6. Mai 2011

Liebe, Teil 1 - "liob"

Mein Blog "Denksteine" trägt nicht ohne Grund den anspruchsvollen Untertitel "Liebe, Tod und ...". Mir schwebt eine lose Reihe an Beiträgen zum Thema Liebe vor. So möchte ich mal ein interessantes (Fach-)Buch vorstellen, mal aktuelle Forschungsergebnisse kommentieren und mal einzelne Theorien vorstellen. Dabei habe ich primär eine soziologische bzw. kulturwissenschaftliche "Brille" auf, denn mich interessiert speziell der gesellschaftliche Einfluss auf dieses Phänomen.

In meiner Magisterarbeit von 1999, die den Titel "Romantische Liebessemantik im Wandel. Diskussion soziologischer Diagnosen zum Umbau des Liebesideals" trug, kam ich zu der Einschätzung, dass Liebe wie Sexualität und Gewalt ein "hochkomplexes, multidimensionales, bio-psycho-soziales Phänomen verkörpert" und daher nicht durch fachspezifische Einseitigkeit hinreichend und überzeugend durchdrungen werden kann. Dennoch bin ich der Ansicht, dass soziale Faktoren den größten Anteil an der Erklärungskraft besitzen, weil wir als Sozialwesen die Liebe erfinden und ausleben.

Ich beginne heute mit der Frage, welche Bedeutung das Wörtchen "Liebe" ursprünglich hatte.
Dies ist natürlich ein weites Feld, aber es gibt "Krücken" wie die Sprache, die etwas Sicherheit im Dschungel der Liebestheorie und -praxis bieten. Als ich mir einst diese Frage stellte, schlug ich v. a. im „Etymologischen Wörterbuch des Deutschen“ (herausgegeben von Wolfgang Pfeifer im Jahre 1993 in der 2. Auflage beim Akademie-Verlag in Berlin) nach und ich erfuhr sinngemäß folgendes:
  • Das Adjektiv „lieb“ hat sich aus dem althochdeutschen „liob“ (um 800 nach Christus) und dem späteren mittelhochdeutschen „liep“ entwickelt.
  • Dieses „lieb“ trug zu Beginn miteinander verwandte Bedeutungen wie "wert, herzlich, freundlich, angenehm" und diente von Beginn an als Ausdruck für eine Emotion (Hinweis auf das Herz als Körperbezug und auf den Aspekt der kognitiven Bewertung des Gegenübers).
  • Das aus dem althochdeutschen „liubi“ (9. Jhd.) und weiter mittelhochdeutschem „liebe“ sich ergebende Substantiv „Liebe“ trug daher auch ursprünglich den Ausdruck "starkes Gefühl der Zuneigung, Barmherzigkeit, Mildtätigkeit".
  • Erwähnenswert finde ich die auffällige Ähnlichkeit mit dem Wort „lib-ido“ (die Lust). Für "lieben" gibt es explizit das lateinische Verb "amare".
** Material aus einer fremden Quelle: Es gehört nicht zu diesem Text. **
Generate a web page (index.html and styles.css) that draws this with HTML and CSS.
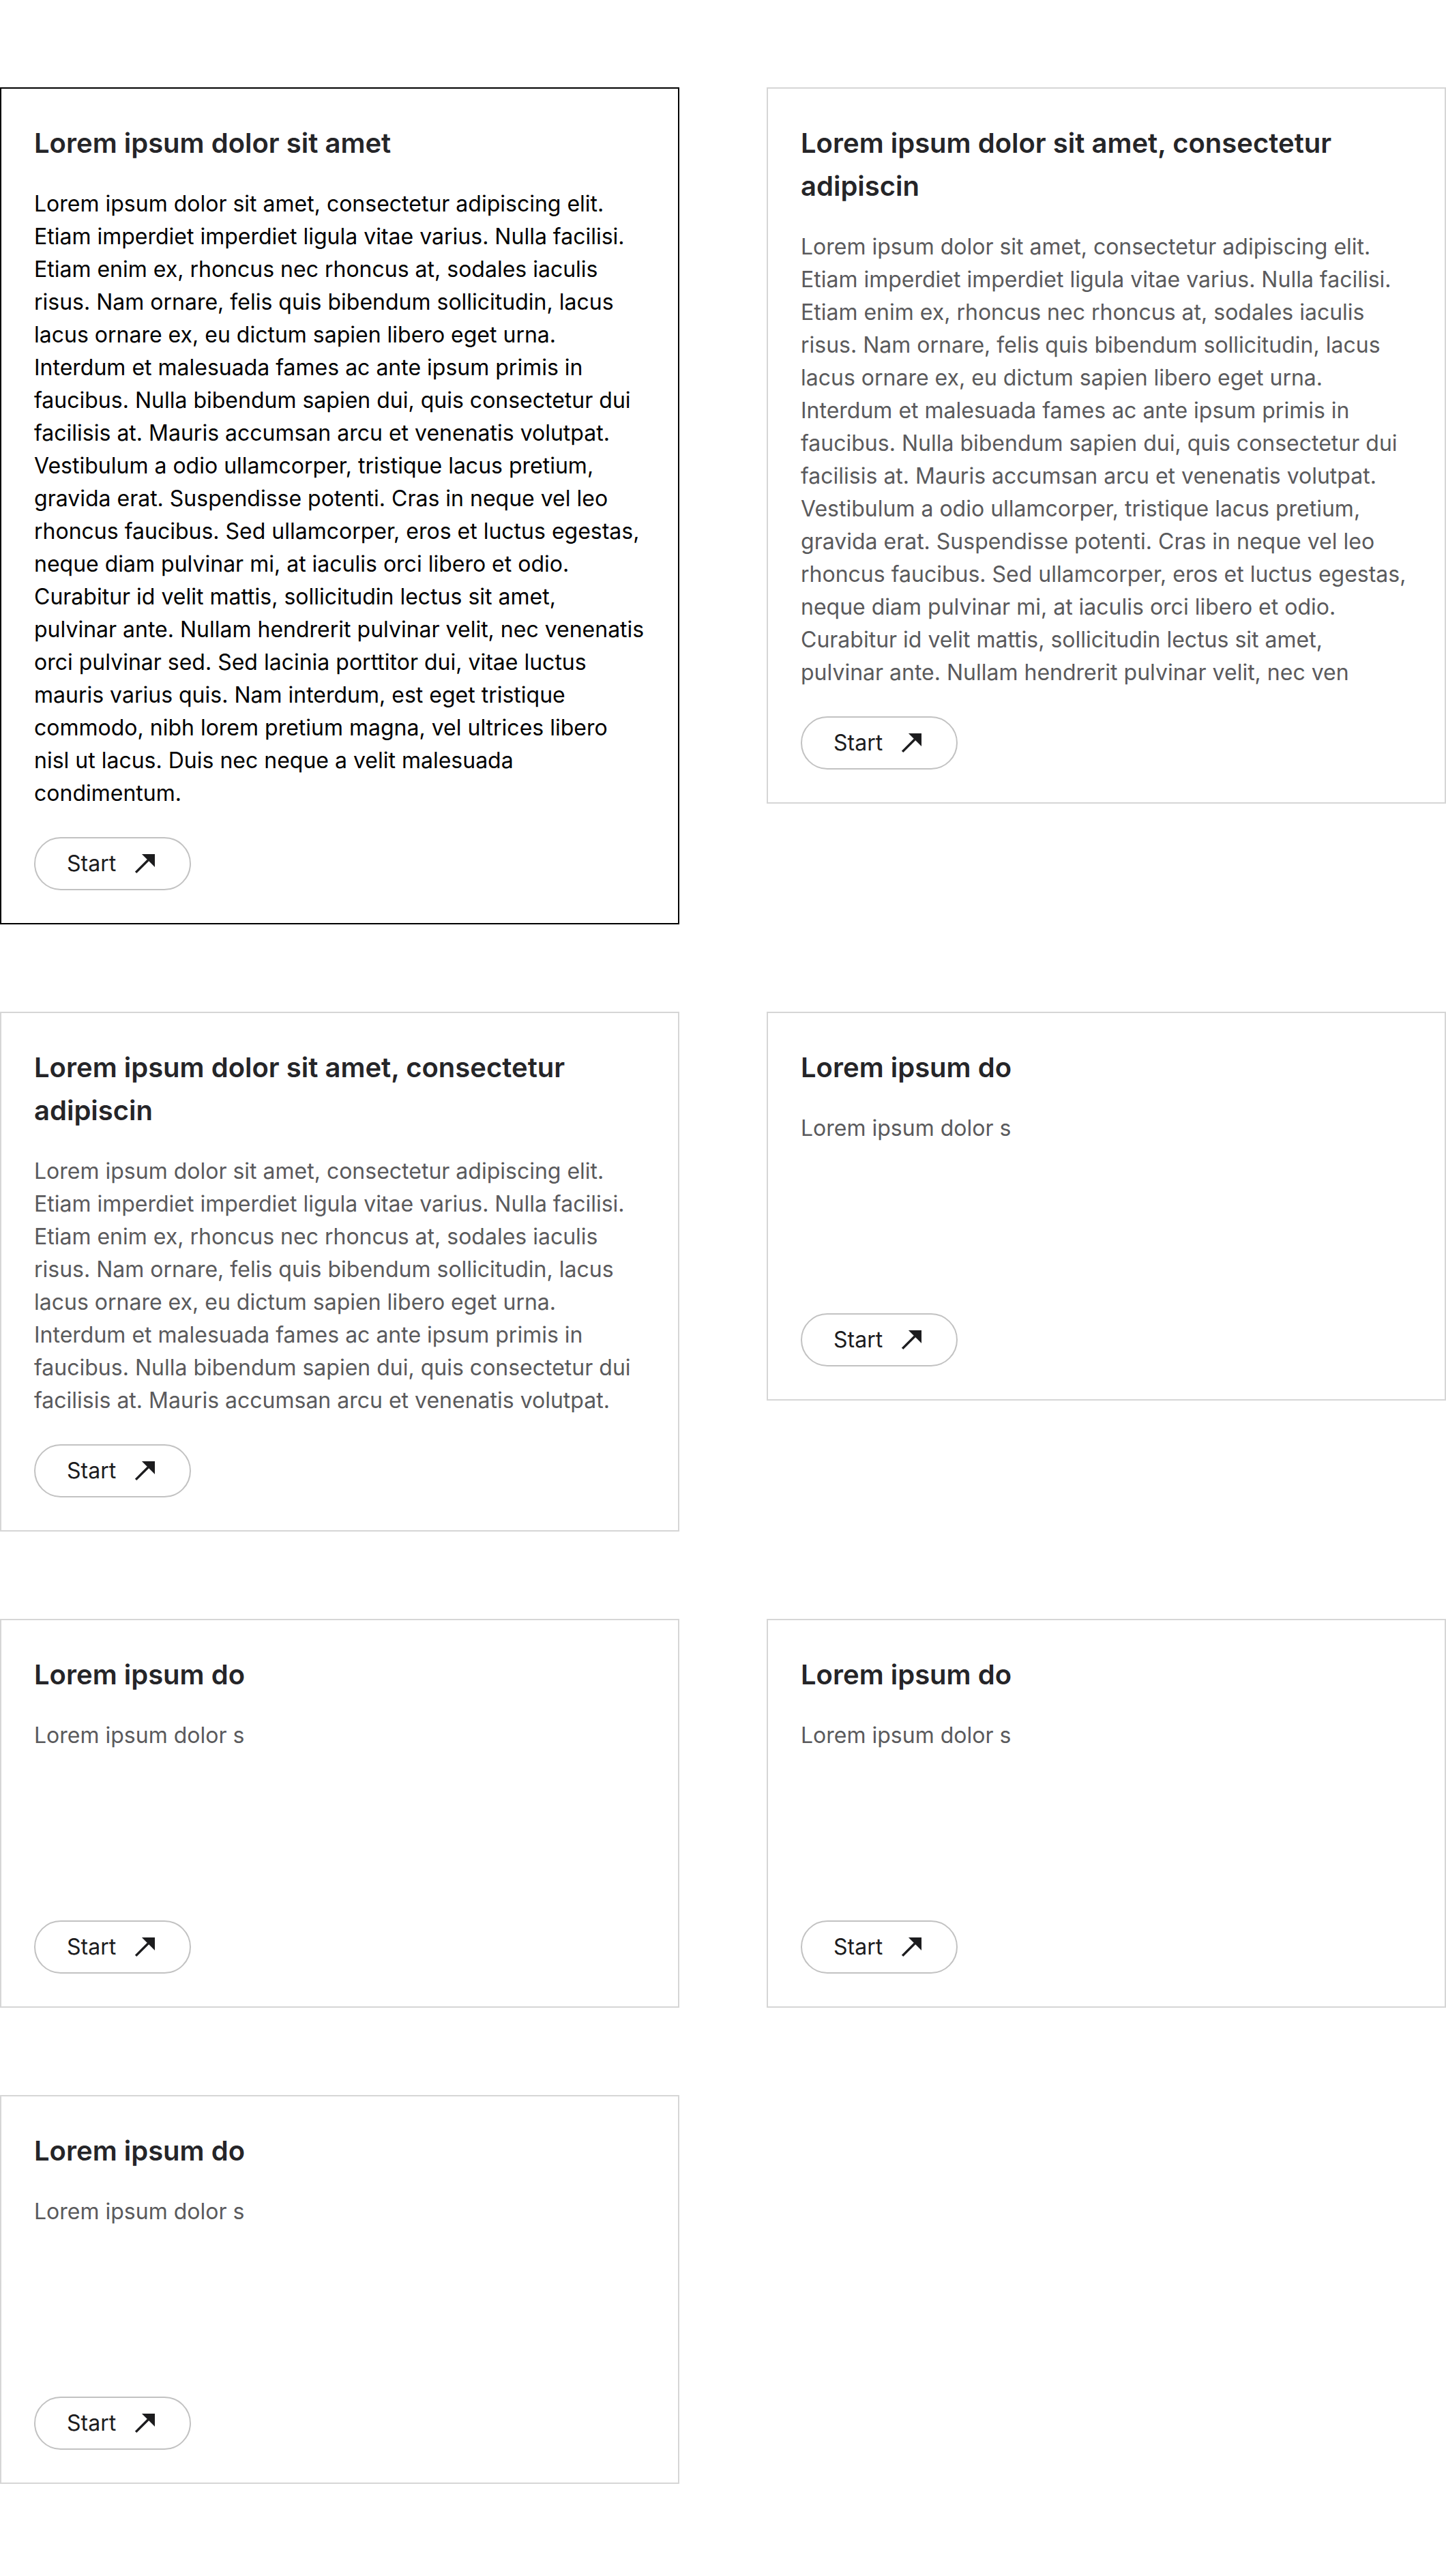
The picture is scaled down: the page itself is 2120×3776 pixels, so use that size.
FILE: index.html
```html
<!DOCTYPE html>
<html lang="en">
<head>
<meta charset="utf-8">
<title>Cards</title>
<link rel="stylesheet" href="styles.css">
</head>
<body>
<main class="grid">
  <article class="card card--active">
    <h2 class="card-title">Lorem ipsum dolor sit amet</h2>
    <p class="card-text">Lorem ipsum dolor sit amet, consectetur adipiscing elit. Etiam imperdiet imperdiet ligula vitae varius. Nulla facilisi. Etiam enim ex, rhoncus nec rhoncus at, sodales iaculis risus. Nam ornare, felis quis bibendum sollicitudin, lacus lacus ornare ex, eu dictum sapien libero eget urna. Interdum et malesuada fames ac ante ipsum primis in faucibus. Nulla bibendum sapien dui, quis consectetur dui facilisis at. Mauris accumsan arcu et venenatis volutpat. Vestibulum a odio ullamcorper, tristique lacus pretium, gravida erat. Suspendisse potenti. Cras in neque vel leo rhoncus faucibus. Sed ullamcorper, eros et luctus egestas, neque diam pulvinar mi, at iaculis orci libero et odio. Curabitur id velit mattis, sollicitudin lectus sit amet, pulvinar ante. Nullam hendrerit pulvinar velit, nec venenatis orci pulvinar sed. Sed lacinia porttitor dui, vitae luctus mauris varius quis. Nam interdum, est eget tristique commodo, nibh lorem pretium magna, vel ultrices libero nisl ut lacus. Duis nec neque a velit malesuada condimentum.</p>
    <a class="btn" href="#">Start <svg class="btn-icon" viewBox="0 0 24 24" aria-hidden="true"><line x1="3.4" y1="20.6" x2="15.5" y2="8.5"/><polygon points="9.3,2.7 22,2.7 22,15.4"/></svg></a>
  </article>
  <article class="card">
    <h2 class="card-title">Lorem ipsum dolor sit amet, consectetur adipiscin</h2>
    <p class="card-text">Lorem ipsum dolor sit amet, consectetur adipiscing elit. Etiam imperdiet imperdiet ligula vitae varius. Nulla facilisi. Etiam enim ex, rhoncus nec rhoncus at, sodales iaculis risus. Nam ornare, felis quis bibendum sollicitudin, lacus lacus ornare ex, eu dictum sapien libero eget urna. Interdum et malesuada fames ac ante ipsum primis in faucibus. Nulla bibendum sapien dui, quis consectetur dui facilisis at. Mauris accumsan arcu et venenatis volutpat. Vestibulum a odio ullamcorper, tristique lacus pretium, gravida erat. Suspendisse potenti. Cras in neque vel leo rhoncus faucibus. Sed ullamcorper, eros et luctus egestas, neque diam pulvinar mi, at iaculis orci libero et odio. Curabitur id velit mattis, sollicitudin lectus sit amet, pulvinar ante. Nullam hendrerit pulvinar velit, nec ven</p>
    <a class="btn" href="#">Start <svg class="btn-icon" viewBox="0 0 24 24" aria-hidden="true"><line x1="3.4" y1="20.6" x2="15.5" y2="8.5"/><polygon points="9.3,2.7 22,2.7 22,15.4"/></svg></a>
  </article>
  <article class="card">
    <h2 class="card-title">Lorem ipsum dolor sit amet, consectetur adipiscin</h2>
    <p class="card-text">Lorem ipsum dolor sit amet, consectetur adipiscing elit. Etiam imperdiet imperdiet ligula vitae varius. Nulla facilisi. Etiam enim ex, rhoncus nec rhoncus at, sodales iaculis risus. Nam ornare, felis quis bibendum sollicitudin, lacus lacus ornare ex, eu dictum sapien libero eget urna. Interdum et malesuada fames ac ante ipsum primis in faucibus. Nulla bibendum sapien dui, quis consectetur dui facilisis at. Mauris accumsan arcu et venenatis volutpat.</p>
    <a class="btn" href="#">Start <svg class="btn-icon" viewBox="0 0 24 24" aria-hidden="true"><line x1="3.4" y1="20.6" x2="15.5" y2="8.5"/><polygon points="9.3,2.7 22,2.7 22,15.4"/></svg></a>
  </article>
  <article class="card">
    <h2 class="card-title">Lorem ipsum do</h2>
    <p class="card-text">Lorem ipsum dolor s</p>
    <a class="btn" href="#">Start <svg class="btn-icon" viewBox="0 0 24 24" aria-hidden="true"><line x1="3.4" y1="20.6" x2="15.5" y2="8.5"/><polygon points="9.3,2.7 22,2.7 22,15.4"/></svg></a>
  </article>
  <article class="card">
    <h2 class="card-title">Lorem ipsum do</h2>
    <p class="card-text">Lorem ipsum dolor s</p>
    <a class="btn" href="#">Start <svg class="btn-icon" viewBox="0 0 24 24" aria-hidden="true"><line x1="3.4" y1="20.6" x2="15.5" y2="8.5"/><polygon points="9.3,2.7 22,2.7 22,15.4"/></svg></a>
  </article>
  <article class="card">
    <h2 class="card-title">Lorem ipsum do</h2>
    <p class="card-text">Lorem ipsum dolor s</p>
    <a class="btn" href="#">Start <svg class="btn-icon" viewBox="0 0 24 24" aria-hidden="true"><line x1="3.4" y1="20.6" x2="15.5" y2="8.5"/><polygon points="9.3,2.7 22,2.7 22,15.4"/></svg></a>
  </article>
  <article class="card">
    <h2 class="card-title">Lorem ipsum do</h2>
    <p class="card-text">Lorem ipsum dolor s</p>
    <a class="btn" href="#">Start <svg class="btn-icon" viewBox="0 0 24 24" aria-hidden="true"><line x1="3.4" y1="20.6" x2="15.5" y2="8.5"/><polygon points="9.3,2.7 22,2.7 22,15.4"/></svg></a>
  </article>
</main>
</body>
</html>
```

FILE: styles.css
```css
* {
  box-sizing: border-box;
}

html, body {
  margin: 0;
  padding: 0;
  background: #ffffff;
}

body {
  font-family: Inter, "Noto Sans", "Liberation Sans", sans-serif;
  color: #252528;
}

.grid {
  display: grid;
  grid-template-columns: 1fr 1fr;
  column-gap: 128px;
  row-gap: 128px;
  padding: 128px 0;
  align-items: start;
}

.card {
  display: flex;
  flex-direction: column;
  align-items: flex-start;
  min-height: 570px;
  padding: 48px 49.5px 48px 48px;
  border: 2px solid #d6d6d6;
  background: #ffffff;
}

.card--active {
  border-color: #000000;
}

.card-title {
  margin: 0 0 34px;
  font-size: 40px;
  line-height: 63px;
  font-weight: 600;
  color: #252528;
}

.card-text {
  margin: 0 0 40px;
  font-size: 32px;
  line-height: 48px;
  font-weight: 400;
  color: #5a5a5c;
}

.card--active .card-text {
  color: #000000;
}

.btn {
  display: inline-flex;
  align-items: center;
  gap: 24px;
  margin-top: auto;
  height: 78px;
  padding: 0 48px 0 46px;
  border: 2px solid #c2c2c2;
  border-radius: 999px;
  font-size: 32px;
  line-height: 1;
  color: #1c1c1e;
  text-decoration: none;
}

.btn-icon {
  width: 36px;
  height: 36px;
  flex: none;
}

.btn-icon line {
  stroke: #1c1c1e;
  stroke-width: 2.3;
  stroke-linecap: butt;
}

.btn-icon polygon {
  fill: #1c1c1e;
}
```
Worte können ihre Bedeutung historisch verlieren oder ändern und verantwortlich dafür sind wir Anwender. Es ist sogar oft so, dass wir mit ein und demselben Wort Verschiedenes verbinden, v.a. bei "Liebe". Im Pluralismus lässt sich dies nicht verteufeln, aber ich plädiere im Zweifelsfall dafür, zusätzliche Wörter einzuführen, wenn man etwas bezeichnen möchte, das vom ursprünglichen Sinn abweicht. Je mehr uns neue Wörter zur Verfügung stünden, um die Bandbreite eines Phänomens abzudecken, umso weniger kämet es zu Missverständnissen. Macht es etwa Sinn, Liebe sowohl als intime Beziehung als auch als Gefühl der Zuneigung zu definieren, so wie ich es gelegentlich las?! In meinen Augen sind das zwei unterschiedliche Aspekte, obwohl sie miteinander zusammenhängen (ich werde später darauf zurückkommen). Daher hilft es, sich die alten Begriffsinhalte zu vergegenwärtigen.